In the wake of Hendrix’s death, a flood of posthumous albums - everything from old jams from his days as an R&B journeyman to live recordings from his 1967-1970 prime to previously unreleased or unfinished studio work - hit the market. There have been an estimated 100 of them, including The Cry of Love (1971), Rainbow Bridge (1971), War Heroes (1972) and Crash Landing (1975). The best attempt to reconstruct First Rays of the New Rising Sun, and the album Hendrix was working on at the time of his death, came decades later. Assembled  from tapes, notes, interviews and song lists by Hendrix engineer Eddie Kramer and Hendrix historian John McDermott, it was released on compact disc in 1997.

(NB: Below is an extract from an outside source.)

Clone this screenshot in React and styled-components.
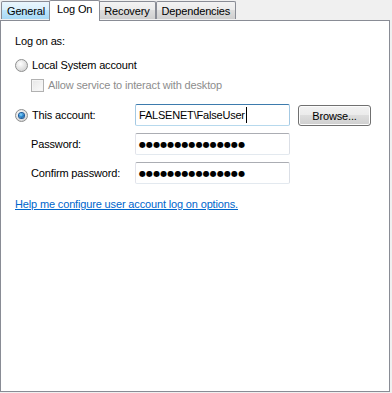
// Service properties dialog - Log On tab

import React from 'react';
import styled, { createGlobalStyle, css } from 'styled-components';

const GlobalStyle = createGlobalStyle`
    html, body {
        margin: 0;
        padding: 0;
        background: #f0f0f0;
    }
    body {
        font-family: "Liberation Sans", Arial, sans-serif;
        font-size: 11px;
        letter-spacing: -0.15px;
        color: #000;
    }
`

const tabs = ['General', 'Log On', 'Recovery', 'Dependencies'];

const App = () => {
    return (
        <>
            <GlobalStyle />
            <Dialog>
                <TabStrip>
                    {tabs.map(name => (
                        <Tab key={name} $active={name === 'Log On'}>{name}</Tab>
                    ))}
                </TabStrip>
                <Panel>
                    <Text>Log on as:</Text>
                    <OptionRow>
                        <Radio />
                        <Text>Local System account</Text>
                    </OptionRow>
                    <CheckRow>
                        <Checkbox />
                        <Text $disabled>Allow service to interact with desktop</Text>
                    </CheckRow>
                    <AccountGrid>
                        <OptionRow>
                            <Radio $checked />
                            <Text>This account:</Text>
                        </OptionRow>
                        <Field $focused>
                            FALSENET\FalseUser<Caret />
                        </Field>
                        <Button>Browse...</Button>

                        <FieldLabel>Password:</FieldLabel>
                        <Field><Dots>●●●●●●●●●●●●●●●</Dots></Field>
                        <span />

                        <FieldLabel>Confirm password:</FieldLabel>
                        <Field><Dots>●●●●●●●●●●●●●●●</Dots></Field>
                        <span />
                    </AccountGrid>
                    <HelpLink href="#">Help me configure user account log on options.</HelpLink>
                </Panel>
            </Dialog>
        </>
    )
}

const Dialog = styled.div`
    width: 390px;
    height: 392px;
    display: flex;
    flex-direction: column;
`

const TabStrip = styled.div`
    display: flex;
    align-items: flex-end;
    height: 20px;
    padding-left: 1px;
    position: relative;
    z-index: 1;
`

const Tab = styled.div`
    height: 17px;
    padding: 0 5px;
    display: flex;
    align-items: center;
    border: 1px solid #898c95;
    border-bottom: none;
    border-radius: 2px 2px 0 0;
    background: linear-gradient(#f3f3f3 0%, #ebebeb 45%, #dddddd 50%, #cfcfcf 100%);
    margin-bottom: 1px;
    &:first-child {
        background: linear-gradient(#eaf6fd 0%, #d9f0fc 45%, #bee6fd 50%, #a7d9f5 100%);
    }
    ${p => p.$active && css`
        height: 21px;
        margin: 0 -2px -1px;
        padding: 2px 7px 0;
        align-items: flex-start;
        box-sizing: border-box;
        background: #fff !important;
        position: relative;
        z-index: 2;
    `}
`

const Panel = styled.div`
    flex: 1;
    background: #fff;
    border: 1px solid #898c95;
    padding: 14px 14px 0;
    display: flex;
    flex-direction: column;
    align-items: flex-start;
`

const Text = styled.span`
    line-height: 13px;
    white-space: nowrap;
    color: ${p => p.$disabled ? '#8d8d8d' : '#000'};
`

const OptionRow = styled.div`
    display: flex;
    align-items: center;
    gap: 4px;
    margin-top: 11px;
`

const CheckRow = styled.div`
    display: flex;
    align-items: center;
    gap: 4px;
    margin: 7px 0 0 16px;
`

const Radio = styled.span`
    width: 13px;
    height: 13px;
    box-sizing: border-box;
    border-radius: 50%;
    border: 1px solid #8e8f8f;
    background: radial-gradient(circle at 40% 35%, #ffffff 0%, #e6e6e6 45%, #c9c9c9 100%);
    display: flex;
    align-items: center;
    justify-content: center;
    flex-shrink: 0;
    &::after {
        content: '';
        width: 5px;
        height: 5px;
        border-radius: 50%;
        display: ${p => p.$checked ? 'block' : 'none'};
        background: radial-gradient(circle at 40% 35%, #8fdcff 0%, #2a8ad4 45%, #0b3f7a 100%);
        box-shadow: 0 0 0 1px #1c5a9a;
    }
`

const Checkbox = styled.span`
    width: 13px;
    height: 13px;
    box-sizing: border-box;
    border: 1px solid #b1b1b1;
    background: linear-gradient(135deg, #e6e6e6, #fbfbfb);
    box-shadow: inset 0 0 0 1px #f4f4f4;
    flex-shrink: 0;
`

const AccountGrid = styled.div`
    display: grid;
    grid-template-columns: 112px 155px 73px;
    grid-auto-rows: 22px;
    column-gap: 8px;
    row-gap: 7px;
    align-items: center;
    margin-top: 12px;
    ${OptionRow} {
        margin-top: 0;
    }
`

const FieldLabel = styled.span`
    line-height: 13px;
    padding-left: 16px;
    white-space: nowrap;
`

const Field = styled.div`
    height: 22px;
    box-sizing: border-box;
    border: 1px solid;
    border-color: ${p => p.$focused
        ? '#3d7bad #a4c9e3 #b7d9ed #a4c9e3'
        : '#abadb3 #dbdfe6 #e3e9ef #e2e3ea'};
    border-radius: 2px;
    padding: 0 3px;
    display: flex;
    align-items: center;
    white-space: nowrap;
    letter-spacing: -0.2px;
`

const Caret = styled.span`
    display: inline-block;
    width: 1px;
    height: 16px;
    background: #000;
    margin-left: 1px;
`

const Dots = styled.span`
    font-family: "DejaVu Sans", sans-serif;
    font-size: 8px;
    letter-spacing: 0.1px;
    line-height: 13px;
`

const Button = styled.button`
    align-self: start;
    height: 21px;
    margin-top: 1px;
    padding: 0;
    font: inherit;
    letter-spacing: inherit;
    color: #000;
    border: 1px solid #707070;
    border-radius: 3px;
    background: linear-gradient(#f2f2f2 0%, #ebebeb 49%, #dddddd 50%, #cfcfcf 100%);
    box-shadow: inset 0 0 0 1px #fcfcfc;
`

const HelpLink = styled.a`
    margin-top: 14px;
    line-height: 13px;
    color: #0066cc;
    text-decoration: underline;
    white-space: nowrap;
`

export default App;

First Rays of the New Rising Sun appeared on MCA Records in cooperation with Experience Hendrix, the company that was formed by his father, Al Hendrix, and half-sister, Janie Hendrix, after control of his catalog was granted to them in an out-of-court settlement. The 1997 appearance of that disc coincided with remasters of the original studio albums – Are You Experiencd?, Axis: Bold As Love and Electric Ladyland – prepared for CD using the original two-track master tapes. There have subsequently been numerous reissues and newly issued archival works by Hendrix, including concert recordings, by Experience Hendrix.